**Data shown**
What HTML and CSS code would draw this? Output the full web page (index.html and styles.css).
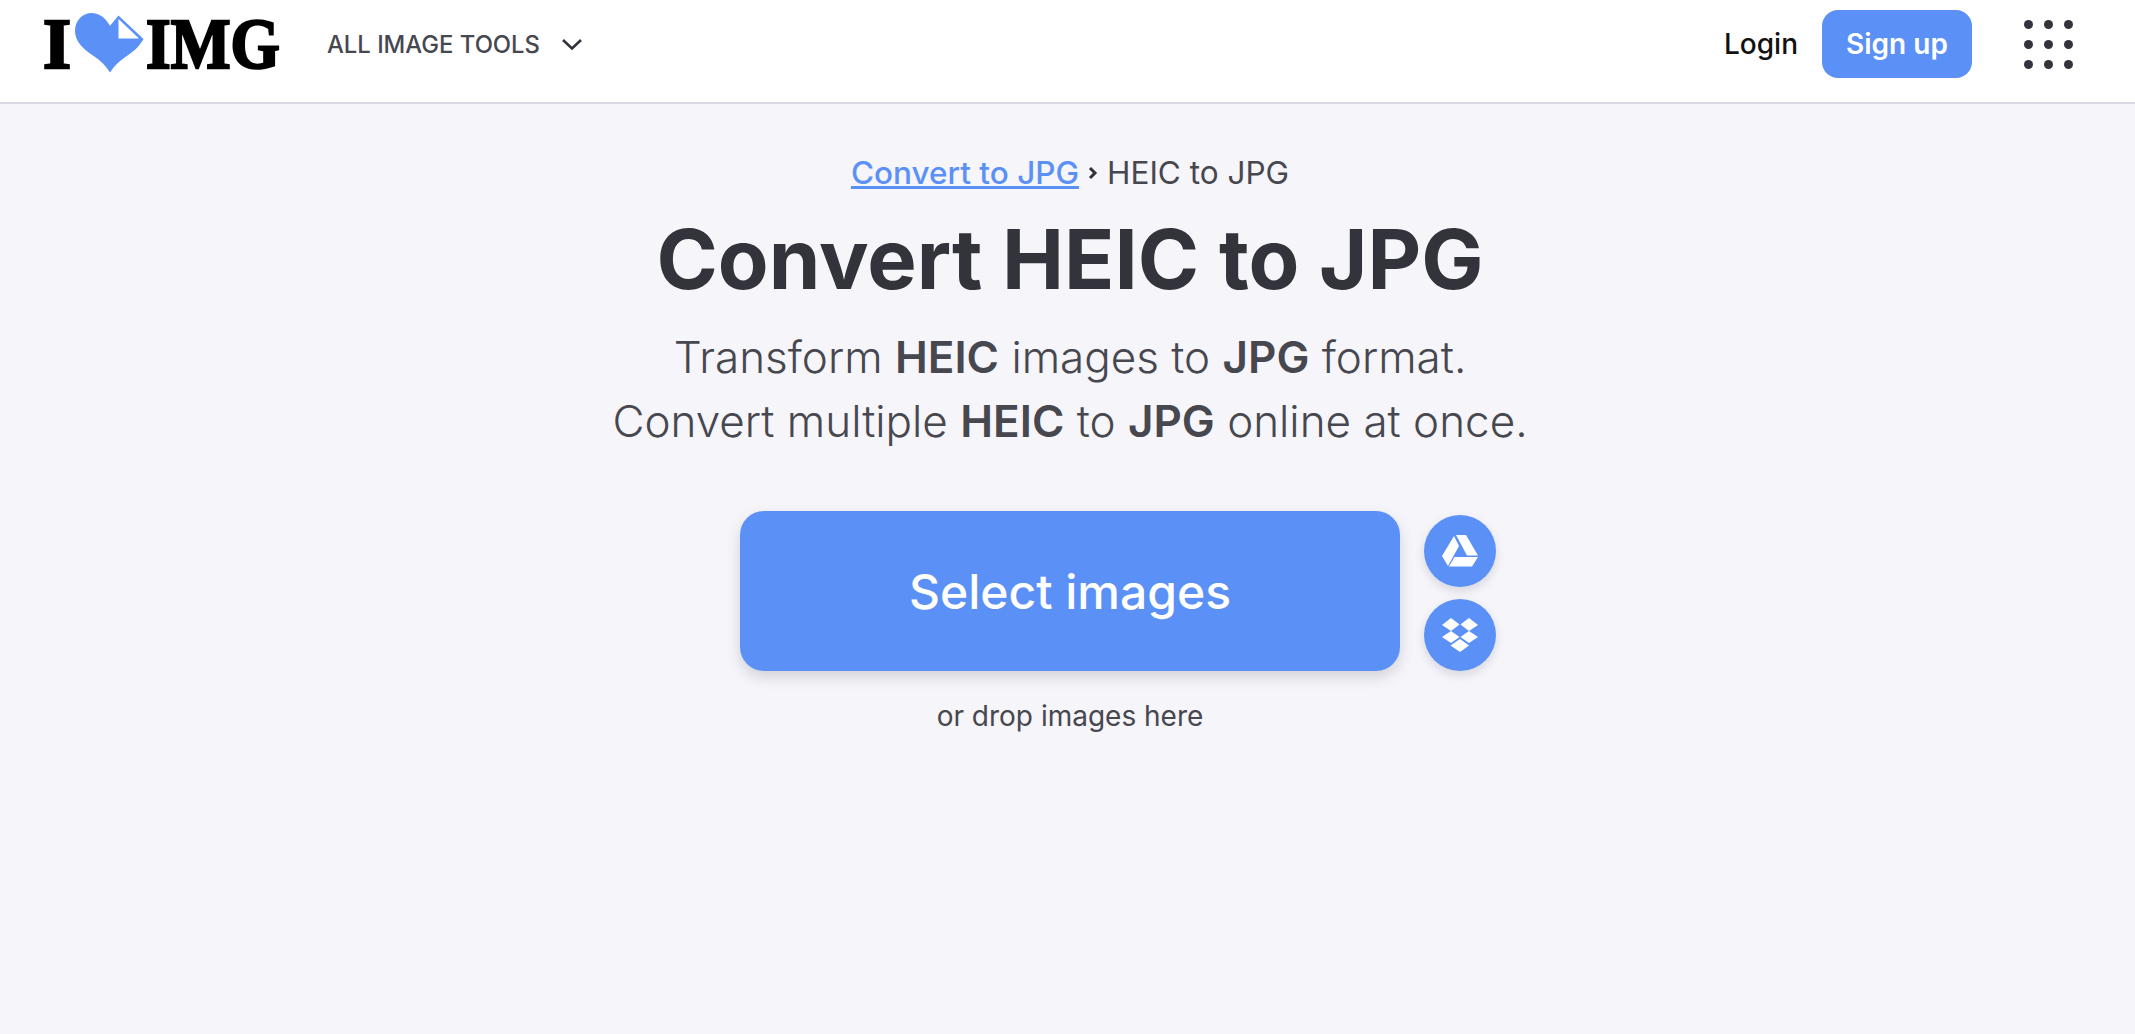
FILE: index.html
```html
<!DOCTYPE html>
<html lang="en">
<head>
  <meta charset="UTF-8">
  <meta name="viewport" content="width=device-width, initial-scale=1">
  <title>Convert HEIC to JPG</title>
  <link rel="stylesheet" href="styles.css">
</head>
<body>
  <header class="header">
    <a class="logo" href="#">
      <span class="logo-text logo-i">I</span>
      <svg class="logo-heart" width="70" height="60" viewBox="0 0 70 60">
        <path d="M35 12.7C30 4 23 0 16.7 0C7 0 0 8 0 18C0 27 6 35 18.3 42.7C25 47 31 53 35 59.5C39 53 44 48.5 50 44.3C58 39 64 34 68.5 26L43.5 2.5Z" fill="#5b91f7"/>
        <path d="M43.5 6L64 25.5H43.5Z" fill="#fff"/>
      </svg>
      <span class="logo-text logo-img">IMG</span>
    </a>
    <nav class="tools-menu">
      <span>ALL IMAGE TOOLS</span>
      <svg class="chevron" width="22" height="14" viewBox="0 0 22 14">
        <path d="M2 3l9 8.5L20 3" fill="none" stroke="#33333b" stroke-width="2.6"/>
      </svg>
    </nav>
    <div class="header-right">
      <a class="login" href="#">Login</a>
      <a class="signup" href="#">Sign up</a>
      <div class="apps">
        <i></i><i></i><i></i><i></i><i></i><i></i><i></i><i></i><i></i>
      </div>
    </div>
  </header>

  <main class="main">
    <div class="breadcrumb">
      <a href="#">Convert to JPG</a>
      <svg class="crumb-arrow" width="10" height="14" viewBox="0 0 10 14">
        <path d="M2 2l5 5-5 5" fill="none" stroke="#33333b" stroke-width="3"/>
      </svg>
      <span>HEIC to JPG</span>
    </div>
    <h1>Convert HEIC to JPG</h1>
    <p class="subtitle">Transform <b>HEIC</b> images to <b>JPG</b> format.<br>Convert multiple <b>HEIC</b> to <b>JPG</b> online at once.</p>

    <div class="upload">
      <a class="select-btn" href="#">Select images</a>
      <div class="cloud-btns">
        <a class="cloud-btn" href="#">
          <svg width="36" height="32" viewBox="0 0 36 32" fill="#fff">
            <path d="M12 1L17 11 6 31 0 21Z"/>
            <path d="M14 0H24L36 20.5H25Z"/>
            <path d="M12.5 22H36L30 31.500H7Z"/>
          </svg>
        </a>
        <a class="cloud-btn" href="#">
          <svg width="36" height="34" viewBox="0 0 36 34" fill="#fff">
            <path d="M0 7L9 0l8.500 6.500L9 13Z"/>
            <path d="M18.500 6.500L27 0l9 7-9 6Z"/>
            <path d="M0 19l9-6 8.500 6L9 25Z"/>
            <path d="M18.500 19l8.500-6 9 6-9 6Z"/>
            <path d="M18 21l9 6.500L18 34 8.500 27.500Z"/>
          </svg>
        </a>
      </div>
    </div>
    <p class="drop-hint">or drop images here</p>
  </main>
</body>
</html>
```

FILE: styles.css
```css
* {
  box-sizing: border-box;
}
html, body {
  height: 100%;
}
body {
  margin: 0;
  background-color: #f5f5fa;
  font-family: Inter, "Noto Sans", sans-serif;
  color: #47474f;
  overflow: hidden;
}
a {
  text-decoration: none;
}

/* Header */
.header {
  display: flex;
  align-items: center;
  height: 104px;
  padding: 0 0 14px 43px;
  background-color: #fff;
  border-bottom: 2px solid #d9d9e3;
}
.logo {
  display: flex;
  align-items: center;
  flex: none;
  width: 237px;
  height: 88px;
  color: #000;
}
.logo-text {
  flex: none;
  font-family: "Liberation Serif", serif;
  font-size: 72px;
  line-height: 1;
  font-weight: 700;
  -webkit-text-stroke: 2.5px #000;
  transform-origin: left center;
}
.logo-i {
  width: 32px;
}
.logo-img {
  transform: scaleX(0.88);
}
.logo-heart {
  margin: -2px 1px 0 0;
  flex: none;
}
.tools-menu {
  display: flex;
  align-items: center;
  margin-left: 47px;
  font-size: 23.8px;
  font-weight: 500;
}
.chevron {
  margin-left: 21px;
}
.header-right {
  display: flex;
  align-items: center;
  margin-left: auto;
  padding-right: 62px;
}
.login {
  font-size: 28px;
  font-weight: 500;
  color: #111;
}
.signup {
  display: flex;
  align-items: center;
  justify-content: center;
  width: 150px;
  height: 68px;
  margin-left: 24px;
  background-color: #5b91f7;
  border-radius: 16px;
  color: #fff;
  font-size: 28px;
  font-weight: 600;
}
.apps {
  display: grid;
  grid-template-columns: repeat(3, 9px);
  gap: 11px;
  margin-left: 52px;
}
.apps i {
  width: 9px;
  height: 9px;
  border-radius: 50%;
  background-color: #33333b;
}

/* Main */
.main {
  display: flex;
  flex-direction: column;
  align-items: center;
  padding: 47px 0 0 5px;
}
.breadcrumb {
  display: flex;
  align-items: center;
  height: 44px;
  font-size: 31.500px;
  line-height: 44px;
}
.breadcrumb a {
  color: #5b91f7;
  font-weight: 500;
  text-decoration: underline;
}
.crumb-arrow {
  margin: 0 9px 0 9px;
}
h1 {
  margin: 0;
  padding-top: 16px;
  font-size: 83px;
  line-height: 96px;
  font-weight: 700;
  color: #33333b;
}
.subtitle {
  margin: 18px 0 0;
  font-size: 44px;
  line-height: 64px;
  font-weight: 300;
  text-align: center;
}
.subtitle b {
  font-weight: 600;
}
.upload {
  display: grid;
  grid-template-columns: 1fr 660px 1fr;
  column-gap: 24px;
  width: 100%;
  margin-top: 58px;
}
.select-btn {
  grid-column: 2;
  display: flex;
  align-items: center;
  justify-content: center;
  height: 160px;
  background-color: #5b91f7;
  border-radius: 24px;
  box-shadow: 0 6px 14px rgba(70, 70, 90, 0.2);
  color: #fff;
  font-size: 48px;
  font-weight: 500;
}
.cloud-btns {
  display: flex;
  flex-direction: column;
  gap: 12px;
  padding-top: 4px;
}
.cloud-btn {
  display: flex;
  align-items: center;
  justify-content: center;
  width: 72px;
  height: 72px;
  background-color: #5b91f7;
  border-radius: 50%;
  box-shadow: 0 4px 10px rgba(70, 70, 90, 0.18);
}
.drop-hint {
  margin: 28px 0 0;
  font-size: 28px;
  line-height: 34px;
}
```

**Challenge**
Transcribe the material exactly, leaving every picture out.

**In response**
What HTML and CSS code would draw this? Output the full web page (index.html and styles.css).
FILE: index.html
```html
<!DOCTYPE html>
<html lang="en">
<head>
  <meta charset="UTF-8">
  <meta name="viewport" content="width=device-width, initial-scale=1">
  <title>Convert HEIC to JPG</title>
  <link rel="stylesheet" href="styles.css">
</head>
<body>
  <header class="header">
    <a class="logo" href="#">
      <span class="logo-text logo-i">I</span>
      <svg class="logo-heart" width="70" height="60" viewBox="0 0 70 60">
        <path d="M35 12.7C30 4 23 0 16.7 0C7 0 0 8 0 18C0 27 6 35 18.3 42.7C25 47 31 53 35 59.5C39 53 44 48.5 50 44.3C58 39 64 34 68.5 26L43.5 2.5Z" fill="#5b91f7"/>
        <path d="M43.5 6L64 25.5H43.5Z" fill="#fff"/>
      </svg>
      <span class="logo-text logo-img">IMG</span>
    </a>
    <nav class="tools-menu">
      <span>ALL IMAGE TOOLS</span>
      <svg class="chevron" width="22" height="14" viewBox="0 0 22 14">
        <path d="M2 3l9 8.5L20 3" fill="none" stroke="#33333b" stroke-width="2.6"/>
      </svg>
    </nav>
    <div class="header-right">
      <a class="login" href="#">Login</a>
      <a class="signup" href="#">Sign up</a>
      <div class="apps">
        <i></i><i></i><i></i><i></i><i></i><i></i><i></i><i></i><i></i>
      </div>
    </div>
  </header>

  <main class="main">
    <div class="breadcrumb">
      <a href="#">Convert to JPG</a>
      <svg class="crumb-arrow" width="10" height="14" viewBox="0 0 10 14">
        <path d="M2 2l5 5-5 5" fill="none" stroke="#33333b" stroke-width="3"/>
      </svg>
      <span>HEIC to JPG</span>
    </div>
    <h1>Convert HEIC to JPG</h1>
    <p class="subtitle">Transform <b>HEIC</b> images to <b>JPG</b> format.<br>Convert multiple <b>HEIC</b> to <b>JPG</b> online at once.</p>

    <div class="upload">
      <a class="select-btn" href="#">Select images</a>
      <div class="cloud-btns">
        <a class="cloud-btn" href="#">
          <svg width="36" height="32" viewBox="0 0 36 32" fill="#fff">
            <path d="M12 1L17 11 6 31 0 21Z"/>
            <path d="M14 0H24L36 20.5H25Z"/>
            <path d="M12.5 22H36L30 31.500H7Z"/>
          </svg>
        </a>
        <a class="cloud-btn" href="#">
          <svg width="36" height="34" viewBox="0 0 36 34" fill="#fff">
            <path d="M0 7L9 0l8.500 6.500L9 13Z"/>
            <path d="M18.500 6.500L27 0l9 7-9 6Z"/>
            <path d="M0 19l9-6 8.500 6L9 25Z"/>
            <path d="M18.500 19l8.500-6 9 6-9 6Z"/>
            <path d="M18 21l9 6.500L18 34 8.500 27.500Z"/>
          </svg>
        </a>
      </div>
    </div>
    <p class="drop-hint">or drop images here</p>
  </main>
</body>
</html>
```

FILE: styles.css
```css
* {
  box-sizing: border-box;
}
html, body {
  height: 100%;
}
body {
  margin: 0;
  background-color: #f5f5fa;
  font-family: Inter, "Noto Sans", sans-serif;
  color: #47474f;
  overflow: hidden;
}
a {
  text-decoration: none;
}

/* Header */
.header {
  display: flex;
  align-items: center;
  height: 104px;
  padding: 0 0 14px 43px;
  background-color: #fff;
  border-bottom: 2px solid #d9d9e3;
}
.logo {
  display: flex;
  align-items: center;
  flex: none;
  width: 237px;
  height: 88px;
  color: #000;
}
.logo-text {
  flex: none;
  font-family: "Liberation Serif", serif;
  font-size: 72px;
  line-height: 1;
  font-weight: 700;
  -webkit-text-stroke: 2.5px #000;
  transform-origin: left center;
}
.logo-i {
  width: 32px;
}
.logo-img {
  transform: scaleX(0.88);
}
.logo-heart {
  margin: -2px 1px 0 0;
  flex: none;
}
.tools-menu {
  display: flex;
  align-items: center;
  margin-left: 47px;
  font-size: 23.8px;
  font-weight: 500;
}
.chevron {
  margin-left: 21px;
}
.header-right {
  display: flex;
  align-items: center;
  margin-left: auto;
  padding-right: 62px;
}
.login {
  font-size: 28px;
  font-weight: 500;
  color: #111;
}
.signup {
  display: flex;
  align-items: center;
  justify-content: center;
  width: 150px;
  height: 68px;
  margin-left: 24px;
  background-color: #5b91f7;
  border-radius: 16px;
  color: #fff;
  font-size: 28px;
  font-weight: 600;
}
.apps {
  display: grid;
  grid-template-columns: repeat(3, 9px);
  gap: 11px;
  margin-left: 52px;
}
.apps i {
  width: 9px;
  height: 9px;
  border-radius: 50%;
  background-color: #33333b;
}

/* Main */
.main {
  display: flex;
  flex-direction: column;
  align-items: center;
  padding: 47px 0 0 5px;
}
.breadcrumb {
  display: flex;
  align-items: center;
  height: 44px;
  font-size: 31.500px;
  line-height: 44px;
}
.breadcrumb a {
  color: #5b91f7;
  font-weight: 500;
  text-decoration: underline;
}
.crumb-arrow {
  margin: 0 9px 0 9px;
}
h1 {
  margin: 0;
  padding-top: 16px;
  font-size: 83px;
  line-height: 96px;
  font-weight: 700;
  color: #33333b;
}
.subtitle {
  margin: 18px 0 0;
  font-size: 44px;
  line-height: 64px;
  font-weight: 300;
  text-align: center;
}
.subtitle b {
  font-weight: 600;
}
.upload {
  display: grid;
  grid-template-columns: 1fr 660px 1fr;
  column-gap: 24px;
  width: 100%;
  margin-top: 58px;
}
.select-btn {
  grid-column: 2;
  display: flex;
  align-items: center;
  justify-content: center;
  height: 160px;
  background-color: #5b91f7;
  border-radius: 24px;
  box-shadow: 0 6px 14px rgba(70, 70, 90, 0.2);
  color: #fff;
  font-size: 48px;
  font-weight: 500;
}
.cloud-btns {
  display: flex;
  flex-direction: column;
  gap: 12px;
  padding-top: 4px;
}
.cloud-btn {
  display: flex;
  align-items: center;
  justify-content: center;
  width: 72px;
  height: 72px;
  background-color: #5b91f7;
  border-radius: 50%;
  box-shadow: 0 4px 10px rgba(70, 70, 90, 0.18);
}
.drop-hint {
  margin: 28px 0 0;
  font-size: 28px;
  line-height: 34px;
}
```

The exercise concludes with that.